One of their arguments is that the kisans from the states of Punjab and Haryana are caught in a ‘cereal trap’ where they keep producing cereals that are not very profitable for them and of which the country now has a surplus because they are lured by the provision of a minimum support price (MSP) that reduces their risk. Sometimes the argument is put differently: the Punjab and Haryana kisans have to move away from MSP-supported activities to other more lucrative ones, for which Modi, perhaps precipitately, is providing a way through his three agriculture laws.
This entire position, apart from echoing the demand of advanced countries, and supporting the Modi government implicitly or explicitly, also shows the same contempt for kisans as shown by the government; these intellectuals are of the view that a bunch of ignoramuses cannot see what is good for them, but Modi can. But let us ignore the motives and prejudices of these intellectuals and just examine their argument.

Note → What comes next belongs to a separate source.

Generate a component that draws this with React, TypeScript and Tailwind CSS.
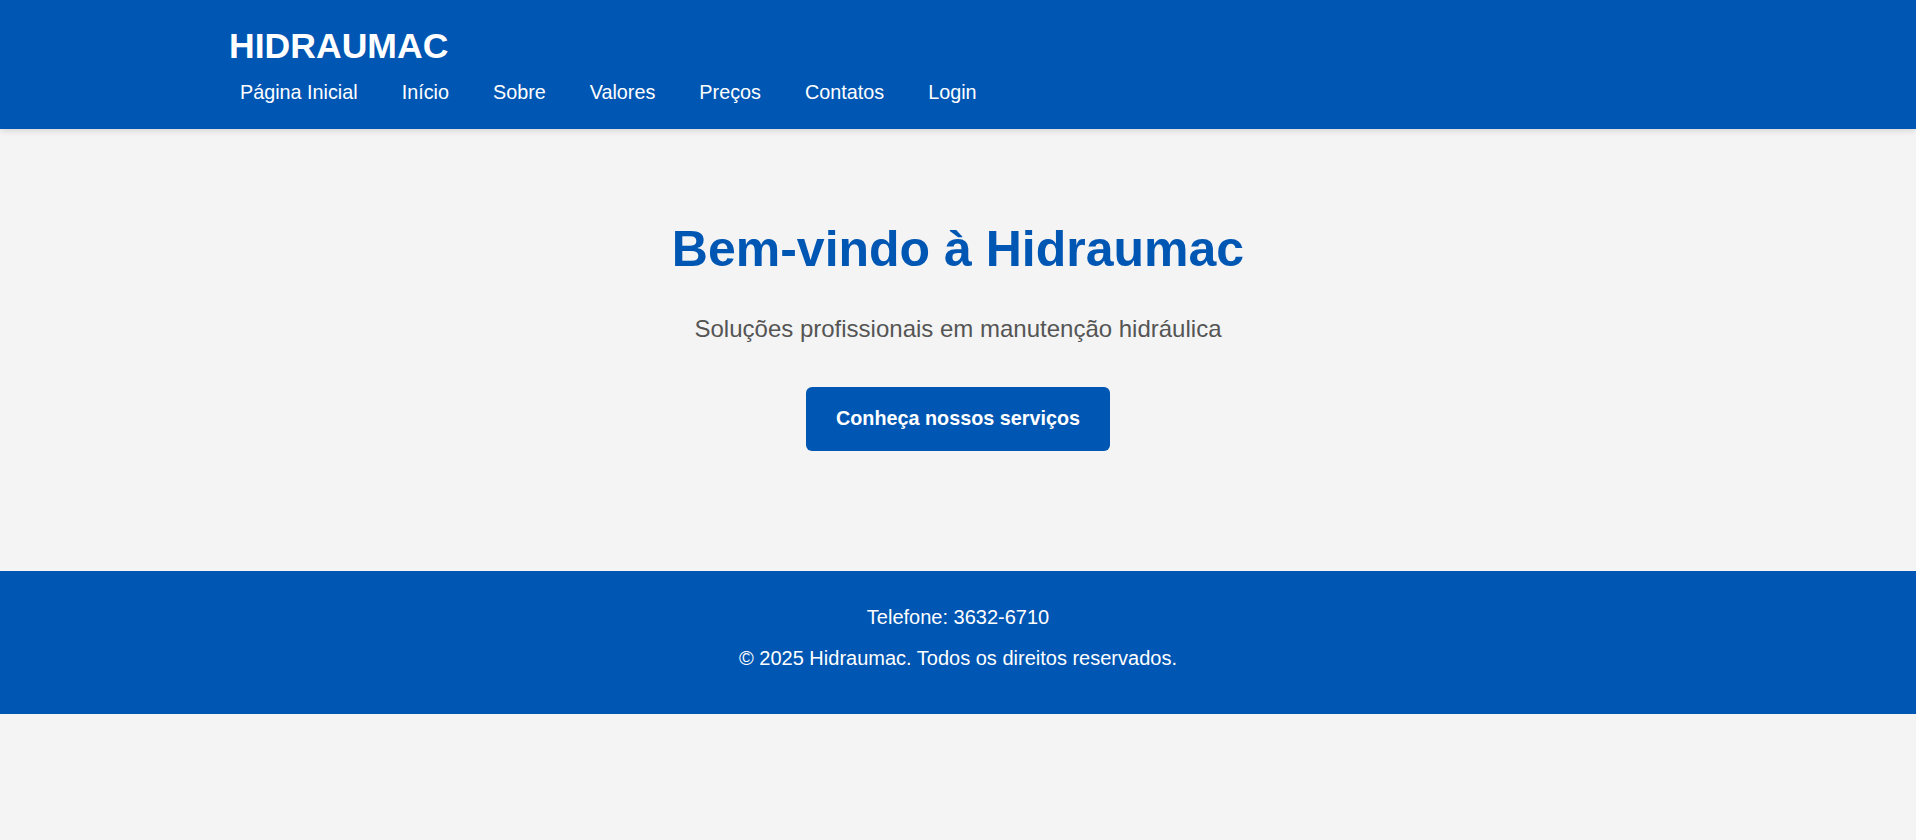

There is no gainsaying that there are massive food grain stocks with the Food Corporation of India (FCI) at present and that this has become a regular feature of the Indian economy of late. But to conclude from this that India grows more than enough food grains for its requirements is the height of folly. A country that in 2020 ranked 94th among 10 7 hunger-afflicted countries, according to the Global Hunger Index, cannot be said to be self-sufficient in food grains even if it has surplus stocks. This is not just an arbitrary judgment. Whenever the amount of purchasing power in the hands of the people has increased, stocks have tended to dwindle, which means that the stock buildup has been caused by a shortage of purchasing power in people’s hands rather than their having as much food as they want.

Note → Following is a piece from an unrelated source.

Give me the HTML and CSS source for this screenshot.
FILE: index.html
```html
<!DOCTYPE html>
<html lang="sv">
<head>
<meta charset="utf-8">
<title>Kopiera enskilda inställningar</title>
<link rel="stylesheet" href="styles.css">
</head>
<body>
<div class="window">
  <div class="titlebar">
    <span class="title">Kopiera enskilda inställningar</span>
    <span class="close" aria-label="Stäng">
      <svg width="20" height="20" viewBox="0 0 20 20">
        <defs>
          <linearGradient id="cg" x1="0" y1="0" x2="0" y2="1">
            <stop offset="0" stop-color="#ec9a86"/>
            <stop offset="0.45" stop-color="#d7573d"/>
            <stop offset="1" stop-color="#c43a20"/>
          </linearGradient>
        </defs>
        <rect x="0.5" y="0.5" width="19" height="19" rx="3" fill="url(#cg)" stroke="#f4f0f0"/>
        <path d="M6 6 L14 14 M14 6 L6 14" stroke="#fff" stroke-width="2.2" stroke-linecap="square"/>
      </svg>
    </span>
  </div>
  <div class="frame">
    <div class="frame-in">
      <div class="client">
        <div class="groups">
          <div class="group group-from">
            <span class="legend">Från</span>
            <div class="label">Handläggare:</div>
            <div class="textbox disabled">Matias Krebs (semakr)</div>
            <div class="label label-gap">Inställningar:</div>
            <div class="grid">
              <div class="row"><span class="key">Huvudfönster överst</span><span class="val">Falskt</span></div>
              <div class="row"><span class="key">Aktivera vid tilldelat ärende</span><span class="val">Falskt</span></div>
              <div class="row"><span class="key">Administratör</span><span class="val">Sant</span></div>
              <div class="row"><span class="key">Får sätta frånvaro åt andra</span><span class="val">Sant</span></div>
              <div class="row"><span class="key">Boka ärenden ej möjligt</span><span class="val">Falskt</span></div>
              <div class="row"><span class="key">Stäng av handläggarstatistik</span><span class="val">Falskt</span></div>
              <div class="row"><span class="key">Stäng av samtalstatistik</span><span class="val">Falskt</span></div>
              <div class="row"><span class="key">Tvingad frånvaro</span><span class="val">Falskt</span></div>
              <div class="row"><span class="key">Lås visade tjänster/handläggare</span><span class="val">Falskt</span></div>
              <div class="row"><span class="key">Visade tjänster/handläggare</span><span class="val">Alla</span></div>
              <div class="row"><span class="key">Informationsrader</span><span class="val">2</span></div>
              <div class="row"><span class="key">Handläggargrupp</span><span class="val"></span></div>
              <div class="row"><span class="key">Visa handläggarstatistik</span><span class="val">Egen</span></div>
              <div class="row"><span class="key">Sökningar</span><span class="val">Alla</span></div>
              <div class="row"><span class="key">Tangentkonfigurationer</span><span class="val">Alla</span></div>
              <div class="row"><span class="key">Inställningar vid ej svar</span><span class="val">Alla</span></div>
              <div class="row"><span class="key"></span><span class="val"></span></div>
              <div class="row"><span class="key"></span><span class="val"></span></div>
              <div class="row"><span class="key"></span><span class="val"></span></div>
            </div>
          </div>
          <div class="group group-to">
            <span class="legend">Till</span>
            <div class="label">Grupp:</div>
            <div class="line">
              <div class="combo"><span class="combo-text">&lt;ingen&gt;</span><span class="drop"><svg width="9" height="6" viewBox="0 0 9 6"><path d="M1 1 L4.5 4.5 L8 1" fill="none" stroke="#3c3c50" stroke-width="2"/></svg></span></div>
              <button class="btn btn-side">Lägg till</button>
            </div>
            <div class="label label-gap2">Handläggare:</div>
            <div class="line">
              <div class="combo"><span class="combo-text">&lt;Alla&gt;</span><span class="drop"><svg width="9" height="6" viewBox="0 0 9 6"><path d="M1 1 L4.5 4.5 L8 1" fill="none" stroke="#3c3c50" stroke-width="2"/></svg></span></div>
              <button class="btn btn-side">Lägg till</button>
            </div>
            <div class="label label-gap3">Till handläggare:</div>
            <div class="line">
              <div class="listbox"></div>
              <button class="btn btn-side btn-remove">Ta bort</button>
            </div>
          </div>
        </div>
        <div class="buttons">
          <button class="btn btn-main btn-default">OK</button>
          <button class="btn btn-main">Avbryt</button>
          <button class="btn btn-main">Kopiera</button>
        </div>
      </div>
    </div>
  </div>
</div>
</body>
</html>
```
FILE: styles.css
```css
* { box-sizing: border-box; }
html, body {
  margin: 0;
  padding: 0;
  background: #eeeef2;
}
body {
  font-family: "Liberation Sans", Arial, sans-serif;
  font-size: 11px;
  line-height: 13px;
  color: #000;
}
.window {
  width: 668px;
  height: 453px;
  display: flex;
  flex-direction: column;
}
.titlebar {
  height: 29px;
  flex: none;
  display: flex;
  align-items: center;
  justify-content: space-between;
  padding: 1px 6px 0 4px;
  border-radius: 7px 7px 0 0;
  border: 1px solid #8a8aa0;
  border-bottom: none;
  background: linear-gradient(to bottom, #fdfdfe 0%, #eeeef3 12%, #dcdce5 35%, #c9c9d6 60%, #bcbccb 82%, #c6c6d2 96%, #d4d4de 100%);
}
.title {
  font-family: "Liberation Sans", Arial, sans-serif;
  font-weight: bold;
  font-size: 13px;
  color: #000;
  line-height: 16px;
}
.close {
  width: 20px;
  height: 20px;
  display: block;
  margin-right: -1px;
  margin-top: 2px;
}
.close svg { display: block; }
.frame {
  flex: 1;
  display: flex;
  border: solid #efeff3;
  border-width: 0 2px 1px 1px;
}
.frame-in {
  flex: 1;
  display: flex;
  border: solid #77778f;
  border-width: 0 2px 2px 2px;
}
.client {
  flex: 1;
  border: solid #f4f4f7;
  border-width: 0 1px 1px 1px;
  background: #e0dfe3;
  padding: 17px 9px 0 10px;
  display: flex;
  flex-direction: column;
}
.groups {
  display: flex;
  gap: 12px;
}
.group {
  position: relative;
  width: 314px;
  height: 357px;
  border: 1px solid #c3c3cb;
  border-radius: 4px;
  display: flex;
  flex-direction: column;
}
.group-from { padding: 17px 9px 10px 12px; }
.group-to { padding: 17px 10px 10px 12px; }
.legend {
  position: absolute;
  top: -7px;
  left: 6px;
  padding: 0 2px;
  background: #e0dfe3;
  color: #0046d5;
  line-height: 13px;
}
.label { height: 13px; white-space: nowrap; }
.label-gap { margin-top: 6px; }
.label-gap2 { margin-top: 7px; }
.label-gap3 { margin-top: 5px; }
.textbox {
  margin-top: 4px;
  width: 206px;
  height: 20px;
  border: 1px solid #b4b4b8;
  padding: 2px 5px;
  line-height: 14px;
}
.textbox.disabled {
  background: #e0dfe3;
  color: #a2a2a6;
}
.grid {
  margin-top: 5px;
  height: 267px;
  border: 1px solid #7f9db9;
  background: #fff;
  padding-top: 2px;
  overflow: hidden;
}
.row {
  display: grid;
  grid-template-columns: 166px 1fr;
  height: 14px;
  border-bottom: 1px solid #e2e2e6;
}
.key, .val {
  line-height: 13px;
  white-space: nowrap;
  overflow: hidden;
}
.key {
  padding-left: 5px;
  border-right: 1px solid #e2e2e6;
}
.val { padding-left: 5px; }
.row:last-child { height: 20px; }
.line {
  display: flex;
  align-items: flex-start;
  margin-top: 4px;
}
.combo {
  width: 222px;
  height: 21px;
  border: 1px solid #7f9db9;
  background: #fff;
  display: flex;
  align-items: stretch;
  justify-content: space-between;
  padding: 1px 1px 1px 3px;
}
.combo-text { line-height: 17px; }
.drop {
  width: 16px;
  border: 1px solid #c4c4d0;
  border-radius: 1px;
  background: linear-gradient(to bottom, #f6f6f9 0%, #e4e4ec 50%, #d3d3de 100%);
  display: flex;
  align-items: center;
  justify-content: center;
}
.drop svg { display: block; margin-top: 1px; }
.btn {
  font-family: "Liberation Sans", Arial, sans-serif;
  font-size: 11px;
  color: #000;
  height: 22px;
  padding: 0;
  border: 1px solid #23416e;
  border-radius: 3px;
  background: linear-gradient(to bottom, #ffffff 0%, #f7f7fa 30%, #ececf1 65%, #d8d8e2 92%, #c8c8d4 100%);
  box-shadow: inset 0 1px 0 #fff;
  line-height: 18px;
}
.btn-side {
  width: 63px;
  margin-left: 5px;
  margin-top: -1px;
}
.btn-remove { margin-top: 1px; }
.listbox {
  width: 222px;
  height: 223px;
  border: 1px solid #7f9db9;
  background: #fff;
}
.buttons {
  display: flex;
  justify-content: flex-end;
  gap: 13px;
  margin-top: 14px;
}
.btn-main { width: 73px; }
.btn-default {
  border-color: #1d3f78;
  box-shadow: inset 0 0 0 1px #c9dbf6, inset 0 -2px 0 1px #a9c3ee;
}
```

The solution to the stock buildup, therefore, is to put purchasing power in the hands of the people through transfers and through an enlargement in the scope of the Mahatma Gandhi National Rural Employment Guarantee Scheme. Ironically, doing so would not cost the government anything. If the government borrows say Rs 100 (a little more than a dollar) from banks to make these transfers, and if this amount that comes into the hands of the working people is spent on food grains, then it would come back to the FCI. The FCI, in turn, would repay this amount to the banks from whom it had borrowed for buying food grains from the kisans. As the FCI is part of the government itself, this means that what the right hand of the government would have borrowed from banks (for transfers), the left hand of the government would be paying back (through the FCI); there would be no net increase in the indebtedness of the government as a whole. But because the FCI, though government-owned, is off-budget (it was not till the early 1970s), there would be an increase in the fiscal deficit in the budget, which, however, is utterly inconsequential.
In other words, once the crop has been bought from the kisans, handing it to people rather than holding it as stocks will have no ill effects whatsoever; on the contrary, it is immensely beneficial for multiple reasons: it allays hunger, improves people’s living standards and reduces the cost of stockholding.

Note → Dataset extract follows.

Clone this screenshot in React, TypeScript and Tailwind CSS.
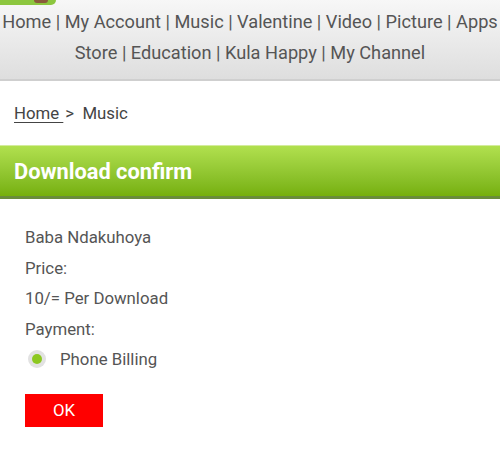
export default function App() {
  const links = ['Home', 'My Account', 'Music', 'Valentine', 'Video', 'Picture', 'Apps Store', 'Education', 'Kula Happy', 'My Channel']

  return (
    <div className="w-[500px] h-[450px] overflow-hidden bg-white font-['Roboto',sans-serif] text-[#555]">
      {/* top nav */}
      <div className="relative bg-gradient-to-b from-[#f7f7f7] to-[#dedede] border-b-2 border-[#cfcfcf] h-[81px] pt-[7px]">
        <div className="absolute left-0 top-0 w-[56px] h-[5px] bg-[#8cc63f] rounded-br-[10px] overflow-hidden">
          <div className="absolute left-[34px] top-0 w-[14px] h-[3px] bg-[#8a5a3a] rounded-b-full" />
        </div>
        <p className="text-center text-[18.2px] leading-[30.5px] text-[#555]">
          {links.join(' | ')}
        </p>
      </div>

      {/* breadcrumb */}
      <div className="px-[14px] pt-[20px] h-[64px] text-[16.8px] text-[#444]">
        <span className="underline underline-offset-[3px]">Home </span>
        <span className="ml-[2px]">&gt;&nbsp; Music</span>
      </div>

      {/* title bar */}
      <div className="h-[54px] bg-gradient-to-b from-[#b1e04e] to-[#76b00a] border-t border-[#d4ec9c] border-b-[3px] border-b-[#6a8d3a] flex items-center px-[14px]">
        <h1 className="text-white font-bold text-[21.8px] mt-[2px]">Download confirm</h1>
      </div>

      {/* content */}
      <div className="px-[25px] pt-[23px] text-[16.8px] leading-[30.5px]">
        <div>Baba Ndakuhoya</div>
        <div>Price:</div>
        <div>10/= Per Download</div>
        <div>Payment:</div>
        <label className="flex items-center">
          <span className="ml-[3px] w-[18px] h-[18px] rounded-full bg-[#e2e2e2] flex items-center justify-center">
            <span className="w-[10px] h-[10px] rounded-full bg-[#8cc820]" />
          </span>
          <span className="ml-[14px]">Phone Billing</span>
        </label>
        <button className="mt-[19px] w-[78px] h-[33px] bg-[#ff0000] text-white text-[16.8px] leading-none">OK</button>
      </div>
    </div>
  )
}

We assumed above that all the purchasing power coming into the hands of the people is spent on food grains, but even if a part of it is spent on other goods, it still remains entirely beneficial in a demand-constrained economy. True, the fiscal deficit will go up in this case in an authentic sense and not just spuriously as in the previous case, but this would have no ill effects whatsoever; on the contrary, it would provide a stimulus for economic recovery by increasing the degree of capacity utilization in non-food grain sectors.
But if instead of putting purchasing power into the hands of the people to lift food grain stocks, the land that is currently growing food grains is devoted to some other use, then that would amount to condemning the people forever to mass hunger. Since hunger is because of the lack of purchasing power with the people, a change in land use, from food grains to other uses, can reduce hunger only if the total employment generated directly and indirectly by such a shift is higher than before. Now, even if we assume that employment per acre is the same whether the acre is devoted to food grains or some other crop, such a shift in land use will not reduce hunger, as the purchasing power in the hands of the people will remain the same as before. So the panacea for reducing hunger is not a shift of acreage away from food grains but putting purchasing power in people’s hands. And as for the argument that kisans should move toward agro-processing, that is unexceptionable, but does not constitute an argument for reducing acreage under food grains.
There is, in fact, a very common misconception here. If an acre devoted to producing food grains fetches less income than the same acre devoted to some other crop, then a shift away from food grains is supposed to be beneficial. The misconception lies in the fact that it is not the income earned per acre that matters for society but how much employment is generated directly and indirectly through such a shift (assuming all along that food grains can be imported without any problems at the going prices, which itself is a completely false assumption in a world of imperialism). If the shift of an acre from food grains to some cash crop for export doubles the income for the landowning kisan but halves the employment generated on that acre, including what gets generated through multiplier effects, i.e., the expenditure of the higher incomes, then there would be a massive increase in destitution in the countryside. This will lead to the landowning kisans losing their higher income since the corporates who buy from them for exporting would bid down their purchase price because of the much greater destitution around. It is therefore not the apparent income gain but the employment effect of a shift of acreage that must be taken into consideration. (And even that is not enough because of imperialist arm-twisting of any country that becomes food-import-dependent.)
If the solution to stock accumulation lies in putting purchasing power in people’s hands, the solution to lack of profitability for kisans in food grain production lies in raising the MSP and the procurement prices for food grains. It would be argued of course that if the MSP and procurement prices are raised, then that would raise food prices for the consumers, but this is a non-sequitur. Procurement prices can be raised without raising issue prices through an increase in the food subsidy. And anyone objecting to such an increase in food subsidy on the grounds that there is a shortage of resources to meet the subsidy bill should remember that any redistribution in society, any attempt to improve income distribution, entails taxing some to subsidize others. Anyone who cries over the peasants’ meager income but is unwilling to advocate the use of fiscal means for rectifying it is being utterly dishonest, merely shedding crocodile tears for the peasants while actually carrying forward, unwittingly perhaps, an imperialist agenda. And all this is quite apart from the fact that what appears at first sight as the easy way to raise peasants’ income, through a shift toward more lucrative cash crops, can make them pauperized when the prices of these crops crash in the world market, as they inevitably would since they are subject to wide fluctuations (from which the MSP system protects peasants).
The peasants gathered on the Delhi border understand all these issues much more clearly than either Modi or the intelligentsia advocating a shift away from food grains. Ironically, it is the latter group who are suggesting that the peasants are ignoramuses!